Surah Al-Kahfi, yang berarti "Gua", adalah salah satu surah terpenting dalam Al-Qur'an, yang sering dianjurkan untuk dibaca setiap hari Jumat. Salah satu kisah paling mendalam di dalamnya adalah pertemuan Nabi Musa dengan hamba Allah yang saleh, Al-Khidr. Kisah ini penuh dengan pelajaran tentang takdir, ilmu yang tersembunyi, dan batasan pemahaman manusia. Ayat 65 dari surah ini menjadi titik balik penting dalam dialog mereka.

فَوَجَدَا عَبْدًا مِنْ عِبَادِنَا آتَيْنَاهُ رَحْمَةً مِنْ عِنْدِنَا وَعَلَّمْنَاهُ مِنْ عِنْدِنَا عِلْمًا
"Lalu mereka berdua bertemu dengan seorang hamba di antara hamba-hamba Kami, yang telah Kami berikan kepadanya rahmat dari sisi Kami, dan Kami telah mengajarkan kepadanya ilmu dari sisi Kami." (QS. Al-Kahfi: 65)

Konteks Ayat 65

Sebelum ayat ini turun, Nabi Musa dan muridnya, Yusa' bin Nun, sedang melakukan perjalanan panjang mengikuti petunjuk ilahi untuk mencari sosok yang disebut "hamba Kami yang saleh". Perjalanan ini penuh kesulitan; mereka melewati batas wilayah yang ditentukan dan sempat melupakan bekal mereka. Ayat 65 ini adalah penegasan bahwa pencarian mereka berakhir di titik tersebut.

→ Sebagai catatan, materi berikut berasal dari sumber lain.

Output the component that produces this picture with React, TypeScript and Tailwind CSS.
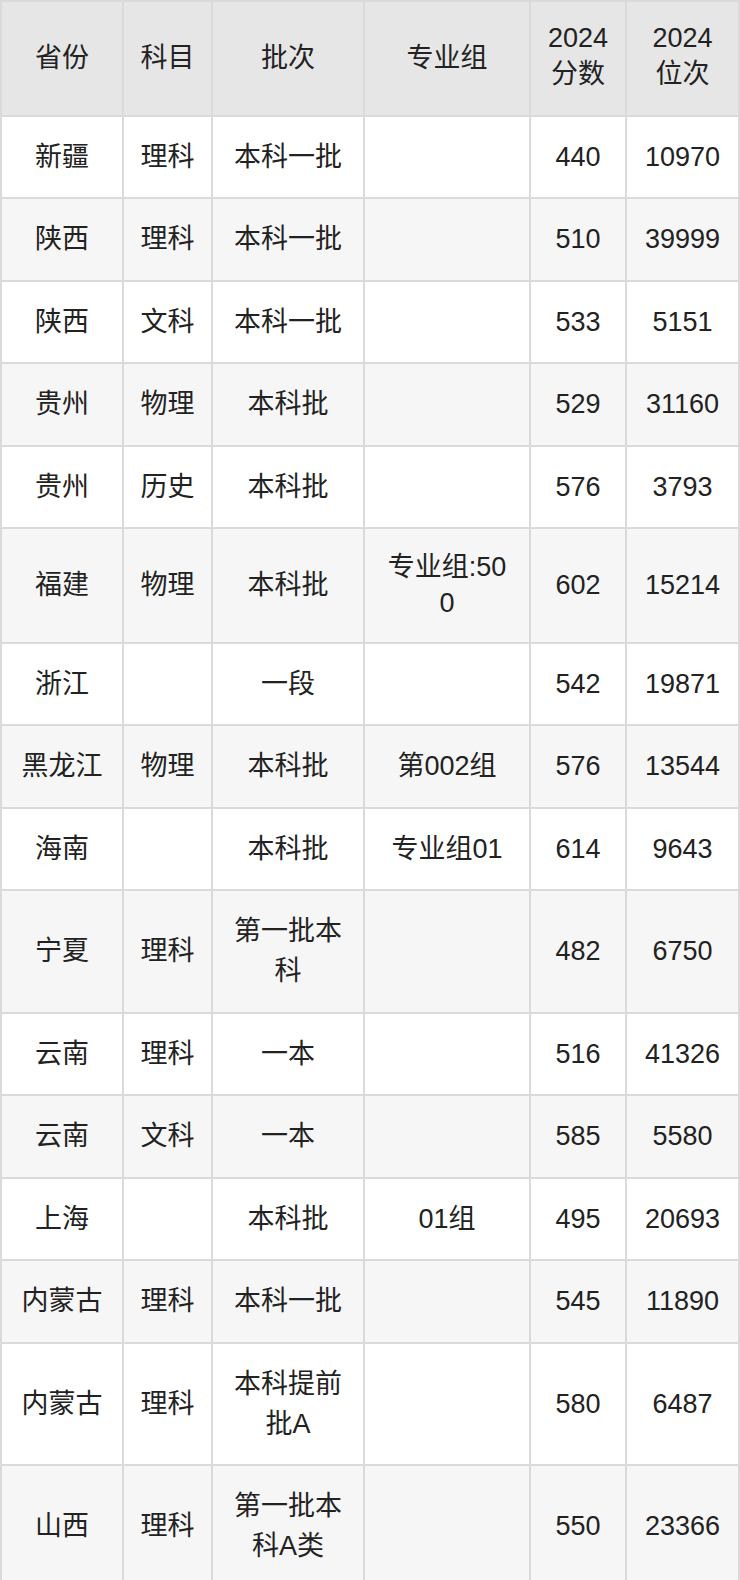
const rows = [
  ["新疆", "理科", "本科一批", "", "440", "10970"],
  ["陕西", "理科", "本科一批", "", "510", "39999"],
  ["陕西", "文科", "本科一批", "", "533", "5151"],
  ["贵州", "物理", "本科批", "", "529", "31160"],
  ["贵州", "历史", "本科批", "", "576", "3793"],
  ["福建", "物理", "本科批", "专业组:500", "602", "15214"],
  ["浙江", "", "一段", "", "542", "19871"],
  ["黑龙江", "物理", "本科批", "第002组", "576", "13544"],
  ["海南", "", "本科批", "专业组01", "614", "9643"],
  ["宁夏", "理科", "第一批本科", "", "482", "6750"],
  ["云南", "理科", "一本", "", "516", "41326"],
  ["云南", "文科", "一本", "", "585", "5580"],
  ["上海", "", "本科批", "01组", "495", "20693"],
  ["内蒙古", "理科", "本科一批", "", "545", "11890"],
  ["内蒙古", "理科", "本科提前批A", "", "580", "6487"],
  ["山西", "理科", "第一批本科A类", "", "550", "23366"],
];

const headers: [string, string?][] = [["省份"], ["科目"], ["批次"], ["专业组"], ["2024", "分数"], ["2024", "位次"]];
const widths = ["w-[122px]", "w-[89px]", "w-[152px]", "w-[166px]", "w-[96px]", "w-[113px]"];
const pads = ["px-4", "px-2", "px-5", "px-5 break-all", "px-2", "px-2"];

export default function App() {
  return (
    <div className="w-[740px] bg-white font-['Liberation_Sans','Noto_Sans_CJK_SC',sans-serif] text-[27px] leading-[40px] text-[#222]">
      <table className="w-[738px] table-fixed border-collapse border-2 border-[#dadada]">
        <thead>
          <tr className="bg-[#e6e6e6]">
            {headers.map(([a, b], i) => (
              <th key={i} className={`${widths[i]} ${pads[i]} py-[20.25px] border-2 border-[#dadada] text-center font-normal`}>
                {b ? (
                  <>
                    <span className="block leading-[32px]">{a}</span>
                    <span className="block">{b}</span>
                  </>
                ) : (
                  a
                )}
              </th>
            ))}
          </tr>
        </thead>
        <tbody>
          {rows.map((r, ri) => (
            <tr key={ri} className={ri % 2 === 1 ? "bg-[#f6f6f6]" : "bg-white"}>
              {r.map((c, ci) => (
                <td
                  key={ci}
                  className={`${pads[ci]} py-[20.25px] border-2 border-[#dadada] text-center ${c.includes(":") ? "leading-[36px]" : ""}`}
                >
                  {c}
                </td>
              ))}
            </tr>
          ))}
        </tbody>
      </table>
    </div>
  );
}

Ayat ini memperkenalkan Al-Khidr dengan deskripsi yang sangat mulia. Ia bukan sekadar orang biasa, melainkan "seorang hamba di antara hamba-hamba Kami". Ini menunjukkan kedekatan spiritualnya kepada Allah SWT. Yang lebih penting, Allah secara eksplisit menyebutkan dua anugerah besar yang diterimanya:

  1. Rahmat dari Sisi Kami: Ini bisa merujuk pada keistimewaan dalam bentuk sifat-sifat luhur, ketenangan jiwa, atau perlindungan khusus dari Allah.
  2. Ilmu dari Sisi Kami: Ini adalah inti dari keistimewaan Khidr. Ilmu yang ia miliki bukanlah ilmu yang dipelajari melalui cara-cara umum (seperti yang Musa miliki), melainkan ilmu laduni—ilmu yang langsung dianugerahkan oleh Allah.

Ayat ini menjadi penting karena ia menetapkan bahwa ilmu hakiki sering kali datang langsung dari sumbernya, Allah SWT, terlepas dari status keilmuan formal seseorang. Musa, seorang Nabi yang diberi Taurat, harus mengakui keterbatasan pengetahuannya di hadapan Khidr.

Pelajaran Mengenai Batasan Ilmu Manusia

Kisah Musa dan Khidr, yang dipicu oleh ayat 65 ini, mengajarkan kerendahan hati intelektual. Musa merasa ia telah mencapai puncak ilmu karena ia adalah seorang Nabi. Namun, ketika Allah menunjukkan bahwa ada ilmu lain di luar pengetahuannya, Musa menunjukkan kesediaan luar biasa untuk belajar. Permintaan Musa yang sangat sopan, "Bolehkah aku mengikutimu supaya kamu mengajarkan kepadaku sebagian dari ilmu yang benar (rasyid) yang telah diajarkan kepadamu?" (Ayat 66), menunjukkan tauladan seorang pencari kebenaran sejati.

Ilmu yang diajarkan Khidr sering kali tampak kontradiktif atau bahkan buruk dari sudut pandang logika manusia biasa. Contohnya, melubangi perahu, membunuh seorang anak muda, dan memperbaiki dinding yang hampir roboh tanpa upah. Tindakan-tindakan ini baru memiliki makna setelah Khidr menjelaskannya, di mana terungkap bahwa di balik setiap kejadian terdapat kebijaksanaan ilahi yang menyelamatkan atau melindungi.

Pelajaran utama yang kita tarik dari Surah Al-Kahfi ayat 65 adalah bahwa ilmu itu berlapis. Ada ilmu yang kita peroleh melalui usaha keras dan logika (seperti yang dimiliki Musa), dan ada ilmu khusus (ilmu laduni) yang dianugerahkan langsung oleh Allah kepada hamba-hamba pilihan-Nya. Pengakuan terhadap adanya ilmu di luar jangkauan kita adalah langkah pertama menuju kebijaksanaan sejati.

Kisah ini mengingatkan kita bahwa di dunia ini, pasti ada orang-orang yang dianugerahi pemahaman dan ilmu yang melampaui apa yang kita pahami saat ini. Menghargai keragaman ilmu dan tetap rendah hati dalam menghadapi misteri alam semesta adalah esensi dari pesan yang terkandung dalam pertemuan antara Musa dan Khidr.